- SHORT EXERCISE -
Work out how many lines of the data hold the string "styles", and reply with that number alone.

- MATERIAL -
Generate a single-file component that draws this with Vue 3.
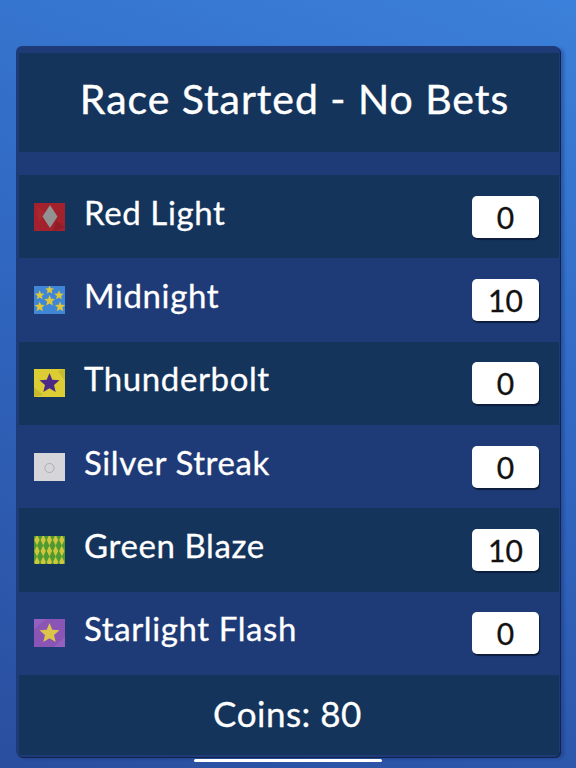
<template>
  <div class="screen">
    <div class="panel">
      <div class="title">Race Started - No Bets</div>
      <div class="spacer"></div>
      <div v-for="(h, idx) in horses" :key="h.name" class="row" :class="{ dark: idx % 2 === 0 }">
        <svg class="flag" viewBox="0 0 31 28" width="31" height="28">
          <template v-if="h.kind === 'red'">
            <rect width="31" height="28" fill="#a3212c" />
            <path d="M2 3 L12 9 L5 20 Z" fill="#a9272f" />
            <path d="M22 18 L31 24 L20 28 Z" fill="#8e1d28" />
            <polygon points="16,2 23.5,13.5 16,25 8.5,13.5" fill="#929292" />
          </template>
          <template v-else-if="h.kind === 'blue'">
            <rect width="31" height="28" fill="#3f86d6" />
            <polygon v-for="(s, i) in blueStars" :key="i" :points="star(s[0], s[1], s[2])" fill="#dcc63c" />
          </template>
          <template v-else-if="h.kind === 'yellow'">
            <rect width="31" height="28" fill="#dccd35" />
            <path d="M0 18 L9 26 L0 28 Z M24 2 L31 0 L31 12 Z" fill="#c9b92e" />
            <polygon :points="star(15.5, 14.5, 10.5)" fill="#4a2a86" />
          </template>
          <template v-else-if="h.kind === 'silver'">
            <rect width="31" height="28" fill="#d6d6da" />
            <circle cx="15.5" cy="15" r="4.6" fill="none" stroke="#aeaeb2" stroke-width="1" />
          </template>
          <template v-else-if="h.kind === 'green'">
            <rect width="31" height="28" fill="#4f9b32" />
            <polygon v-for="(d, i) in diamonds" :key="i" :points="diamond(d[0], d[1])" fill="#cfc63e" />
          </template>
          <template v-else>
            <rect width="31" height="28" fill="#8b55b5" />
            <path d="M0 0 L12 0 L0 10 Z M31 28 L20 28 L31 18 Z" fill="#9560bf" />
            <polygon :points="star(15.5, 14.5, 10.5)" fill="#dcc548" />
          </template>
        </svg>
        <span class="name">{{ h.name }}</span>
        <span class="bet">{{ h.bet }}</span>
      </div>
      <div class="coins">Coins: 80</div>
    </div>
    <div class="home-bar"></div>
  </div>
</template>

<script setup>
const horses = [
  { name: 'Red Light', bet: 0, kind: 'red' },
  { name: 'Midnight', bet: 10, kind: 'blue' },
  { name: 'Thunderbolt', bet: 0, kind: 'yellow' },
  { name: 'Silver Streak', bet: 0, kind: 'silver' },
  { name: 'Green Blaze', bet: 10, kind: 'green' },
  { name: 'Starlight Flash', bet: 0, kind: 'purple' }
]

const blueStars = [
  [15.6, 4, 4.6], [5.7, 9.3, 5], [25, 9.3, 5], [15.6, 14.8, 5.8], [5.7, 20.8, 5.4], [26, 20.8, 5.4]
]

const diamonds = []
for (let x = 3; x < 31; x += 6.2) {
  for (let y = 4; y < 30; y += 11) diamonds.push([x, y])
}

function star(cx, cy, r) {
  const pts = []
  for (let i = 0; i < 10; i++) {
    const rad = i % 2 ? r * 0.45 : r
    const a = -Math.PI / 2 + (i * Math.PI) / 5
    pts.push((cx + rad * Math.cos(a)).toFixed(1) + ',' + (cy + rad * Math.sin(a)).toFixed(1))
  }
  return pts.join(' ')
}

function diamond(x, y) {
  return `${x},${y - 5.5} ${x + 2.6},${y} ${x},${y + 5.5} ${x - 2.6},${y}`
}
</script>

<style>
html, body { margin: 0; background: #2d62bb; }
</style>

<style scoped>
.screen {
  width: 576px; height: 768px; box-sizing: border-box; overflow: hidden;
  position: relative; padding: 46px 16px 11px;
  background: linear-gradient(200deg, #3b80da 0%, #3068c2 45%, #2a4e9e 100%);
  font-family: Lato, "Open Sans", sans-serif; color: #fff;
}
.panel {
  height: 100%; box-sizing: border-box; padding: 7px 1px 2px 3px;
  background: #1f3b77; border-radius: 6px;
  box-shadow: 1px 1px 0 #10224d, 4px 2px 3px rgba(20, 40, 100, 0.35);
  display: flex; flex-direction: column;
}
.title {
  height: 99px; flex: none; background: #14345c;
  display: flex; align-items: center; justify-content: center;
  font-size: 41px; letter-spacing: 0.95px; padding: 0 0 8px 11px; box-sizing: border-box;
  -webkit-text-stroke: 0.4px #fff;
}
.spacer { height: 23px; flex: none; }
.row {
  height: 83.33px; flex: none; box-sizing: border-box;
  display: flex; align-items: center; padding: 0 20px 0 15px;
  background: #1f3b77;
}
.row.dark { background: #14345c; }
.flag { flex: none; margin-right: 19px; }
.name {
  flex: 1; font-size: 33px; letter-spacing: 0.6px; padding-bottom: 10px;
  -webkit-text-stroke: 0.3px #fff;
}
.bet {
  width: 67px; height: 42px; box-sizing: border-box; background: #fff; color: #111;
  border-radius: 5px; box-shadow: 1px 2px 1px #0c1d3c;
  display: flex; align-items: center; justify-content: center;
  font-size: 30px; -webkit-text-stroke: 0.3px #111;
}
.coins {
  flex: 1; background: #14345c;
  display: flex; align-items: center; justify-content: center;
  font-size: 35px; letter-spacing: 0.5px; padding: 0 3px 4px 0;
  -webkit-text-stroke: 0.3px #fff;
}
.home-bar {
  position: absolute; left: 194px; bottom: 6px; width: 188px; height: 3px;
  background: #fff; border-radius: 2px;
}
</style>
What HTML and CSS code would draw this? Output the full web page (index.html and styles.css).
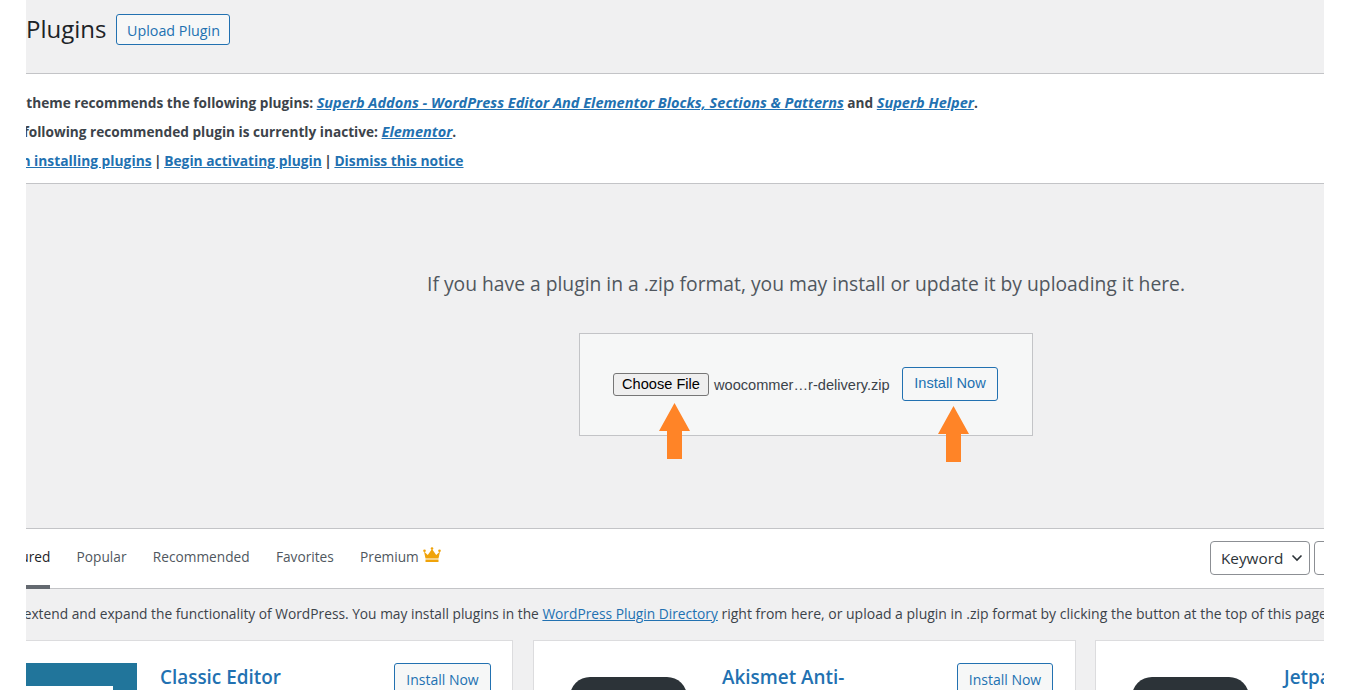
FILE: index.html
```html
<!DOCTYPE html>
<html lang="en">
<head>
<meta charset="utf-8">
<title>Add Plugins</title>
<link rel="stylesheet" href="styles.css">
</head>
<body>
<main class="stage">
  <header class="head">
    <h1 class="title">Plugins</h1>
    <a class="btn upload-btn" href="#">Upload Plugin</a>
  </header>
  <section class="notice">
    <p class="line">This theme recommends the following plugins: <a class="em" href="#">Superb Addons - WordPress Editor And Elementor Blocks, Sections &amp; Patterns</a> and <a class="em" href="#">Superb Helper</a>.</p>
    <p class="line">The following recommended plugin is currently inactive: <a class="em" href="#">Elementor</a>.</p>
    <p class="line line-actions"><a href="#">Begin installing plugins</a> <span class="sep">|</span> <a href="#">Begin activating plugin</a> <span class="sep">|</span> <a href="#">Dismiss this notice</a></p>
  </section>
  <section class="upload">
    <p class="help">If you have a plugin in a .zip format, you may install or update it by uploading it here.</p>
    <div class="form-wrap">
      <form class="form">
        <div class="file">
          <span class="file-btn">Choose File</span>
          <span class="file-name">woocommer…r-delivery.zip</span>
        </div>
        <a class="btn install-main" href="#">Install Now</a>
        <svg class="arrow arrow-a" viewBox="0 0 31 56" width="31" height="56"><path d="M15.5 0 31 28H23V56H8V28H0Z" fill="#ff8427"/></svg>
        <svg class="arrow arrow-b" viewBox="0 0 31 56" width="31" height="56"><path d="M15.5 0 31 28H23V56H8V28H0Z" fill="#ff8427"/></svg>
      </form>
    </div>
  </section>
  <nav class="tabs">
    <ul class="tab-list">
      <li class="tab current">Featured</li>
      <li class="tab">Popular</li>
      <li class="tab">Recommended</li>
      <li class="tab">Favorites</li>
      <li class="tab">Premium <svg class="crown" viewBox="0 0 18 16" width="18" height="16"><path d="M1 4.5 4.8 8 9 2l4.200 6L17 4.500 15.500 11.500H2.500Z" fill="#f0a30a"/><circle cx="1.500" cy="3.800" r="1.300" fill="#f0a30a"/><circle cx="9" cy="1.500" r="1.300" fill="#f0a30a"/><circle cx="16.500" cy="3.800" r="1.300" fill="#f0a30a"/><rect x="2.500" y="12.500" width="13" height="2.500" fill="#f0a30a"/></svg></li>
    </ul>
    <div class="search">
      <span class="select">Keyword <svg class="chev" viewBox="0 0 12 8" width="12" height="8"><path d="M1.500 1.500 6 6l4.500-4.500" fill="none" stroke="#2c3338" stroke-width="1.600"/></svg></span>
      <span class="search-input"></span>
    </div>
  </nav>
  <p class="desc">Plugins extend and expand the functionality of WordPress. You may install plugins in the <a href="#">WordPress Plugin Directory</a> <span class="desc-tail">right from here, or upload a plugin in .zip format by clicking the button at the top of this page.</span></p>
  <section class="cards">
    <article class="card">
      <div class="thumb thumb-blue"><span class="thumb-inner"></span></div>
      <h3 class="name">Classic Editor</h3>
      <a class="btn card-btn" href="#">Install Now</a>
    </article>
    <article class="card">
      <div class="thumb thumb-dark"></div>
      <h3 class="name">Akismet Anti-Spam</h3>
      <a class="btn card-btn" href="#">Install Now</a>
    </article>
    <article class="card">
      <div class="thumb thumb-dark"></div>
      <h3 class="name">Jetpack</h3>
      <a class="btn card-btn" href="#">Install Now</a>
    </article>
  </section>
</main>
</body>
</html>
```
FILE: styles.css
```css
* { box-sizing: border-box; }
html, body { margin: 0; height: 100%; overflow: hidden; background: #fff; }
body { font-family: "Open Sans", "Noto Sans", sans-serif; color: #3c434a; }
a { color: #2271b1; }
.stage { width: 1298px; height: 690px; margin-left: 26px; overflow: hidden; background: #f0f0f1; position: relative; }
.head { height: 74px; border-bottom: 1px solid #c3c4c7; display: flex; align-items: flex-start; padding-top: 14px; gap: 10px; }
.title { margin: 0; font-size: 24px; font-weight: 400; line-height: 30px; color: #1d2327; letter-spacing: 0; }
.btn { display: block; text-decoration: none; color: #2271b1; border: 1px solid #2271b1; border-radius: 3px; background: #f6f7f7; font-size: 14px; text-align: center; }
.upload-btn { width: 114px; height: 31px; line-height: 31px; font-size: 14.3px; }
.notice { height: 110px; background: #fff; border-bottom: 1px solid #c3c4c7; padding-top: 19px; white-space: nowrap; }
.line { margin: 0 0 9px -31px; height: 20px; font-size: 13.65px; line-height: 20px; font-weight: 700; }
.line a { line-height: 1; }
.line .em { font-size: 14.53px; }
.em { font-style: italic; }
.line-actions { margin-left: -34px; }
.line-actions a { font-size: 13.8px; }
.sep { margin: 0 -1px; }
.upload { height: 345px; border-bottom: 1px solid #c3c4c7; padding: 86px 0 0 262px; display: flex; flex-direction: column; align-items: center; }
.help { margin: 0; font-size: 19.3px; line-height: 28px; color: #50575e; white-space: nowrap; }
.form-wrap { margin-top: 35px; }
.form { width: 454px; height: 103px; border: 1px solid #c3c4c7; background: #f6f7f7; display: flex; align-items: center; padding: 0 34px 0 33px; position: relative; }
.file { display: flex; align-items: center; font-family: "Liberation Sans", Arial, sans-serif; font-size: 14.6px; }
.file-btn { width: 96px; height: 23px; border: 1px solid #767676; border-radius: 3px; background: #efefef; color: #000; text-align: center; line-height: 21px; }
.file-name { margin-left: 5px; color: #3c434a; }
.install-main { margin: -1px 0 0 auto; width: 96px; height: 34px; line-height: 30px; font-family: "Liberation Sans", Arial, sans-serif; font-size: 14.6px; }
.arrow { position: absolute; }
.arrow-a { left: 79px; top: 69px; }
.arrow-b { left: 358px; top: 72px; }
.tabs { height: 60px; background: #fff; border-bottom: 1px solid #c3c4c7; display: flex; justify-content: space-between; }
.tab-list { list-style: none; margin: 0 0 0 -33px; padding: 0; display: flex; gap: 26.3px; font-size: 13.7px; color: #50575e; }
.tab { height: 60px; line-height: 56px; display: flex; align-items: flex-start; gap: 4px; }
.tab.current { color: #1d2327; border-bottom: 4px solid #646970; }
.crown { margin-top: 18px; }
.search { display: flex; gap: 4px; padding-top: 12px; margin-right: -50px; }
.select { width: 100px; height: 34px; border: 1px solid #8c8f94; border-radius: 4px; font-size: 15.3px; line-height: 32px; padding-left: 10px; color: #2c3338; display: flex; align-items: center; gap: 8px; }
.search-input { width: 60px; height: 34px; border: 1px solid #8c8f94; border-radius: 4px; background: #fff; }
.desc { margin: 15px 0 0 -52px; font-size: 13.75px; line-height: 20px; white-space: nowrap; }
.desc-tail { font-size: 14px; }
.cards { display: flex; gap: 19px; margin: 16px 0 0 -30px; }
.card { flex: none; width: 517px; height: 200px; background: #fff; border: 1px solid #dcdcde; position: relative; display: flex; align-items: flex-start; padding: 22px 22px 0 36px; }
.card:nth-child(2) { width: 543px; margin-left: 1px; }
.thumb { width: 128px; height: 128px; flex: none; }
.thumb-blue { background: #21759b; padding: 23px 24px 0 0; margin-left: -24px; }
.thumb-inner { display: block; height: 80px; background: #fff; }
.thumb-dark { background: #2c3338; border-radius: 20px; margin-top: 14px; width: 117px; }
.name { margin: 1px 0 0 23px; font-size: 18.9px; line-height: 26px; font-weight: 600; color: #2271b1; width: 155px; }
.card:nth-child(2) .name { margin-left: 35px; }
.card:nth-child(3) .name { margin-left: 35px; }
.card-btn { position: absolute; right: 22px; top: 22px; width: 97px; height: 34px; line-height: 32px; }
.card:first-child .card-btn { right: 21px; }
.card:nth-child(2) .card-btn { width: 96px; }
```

- EXERCISE RESPONSE -
3